1st lesson learned: Assign eject to a hot key very far from any format buttons, and don't drink too much coffee before using a tiny touch screen.

First I tried the "R3D File Recovery" feature in R3D Data Manager. It only recovered a couple clips out of the eight that were on the card. It kept telling me I needed REDline, even though I re-downloaded and installed it a few times. Probably a human error that I will investigate later.

I didn't really have time to mess with the REDline issue, so I moved onto RED Undead (which can be found in the beta tab on RED support). The user guide is very helpful, but I will summarize and modify it a bit.

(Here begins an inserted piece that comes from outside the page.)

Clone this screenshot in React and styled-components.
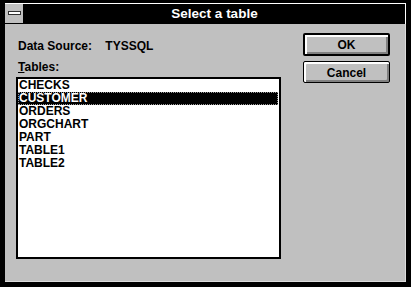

1. Open Terminal. You can type "redundead" (doesn't matter if caps is used or not) and it'll show you it is indeed installed. The "Incorrect number of arguments." line looks like it might mean something isn't right, but it is.

2. Enter " diskutil list" and it'll give you a list of disks your computer is using so you can use the name it gave it, like "disk2". For this example we'll pretend it's called disk2. Mentally add an r on the front, "rdisk2"

3. Create a folder where you want the recovered files to go. For simplicity's sake, I put a folder on my desktop called "REDUndead". Make sure you know the path to this folder (ctrl click, "Get Info"). My computer and user is named Data Pengu, so my path looked like "/Users/Data_Pengu/Desktop"

4. Type "redundead" SPACE "dev/rdisk2" SPACE "/Users/Data_Pengu/Desktop/REDUndead"
(the spaces are super important and don't forget to add an r in front of your disk#)

5. Hit enter!

Now is the part where I nervously waited and felt helpless without the visual of a progress bar. It'll go along and do its thing until it triumphantly says "Done!" In my case it recovered everything but the first clip, which I've heard from others that also got everything but the first clip. Actually, not only will it recover everything but the first clip, but also go on to retrieve anything else on the card not already written over. You can stop it from doing this by hitting ctrl + z. Watch the roll # to make sure it's still on the roll you needed to recover.

And voila! You have your zombie clips and can move them where they were suppose to be! I went through all of my recovered clips and found no errors.

This also taught me the importance of using Disk Utility and the end of each job to get everything on the card back to a true 0 since even when formatted, anyone can still pull your footage off cards before shooting on them.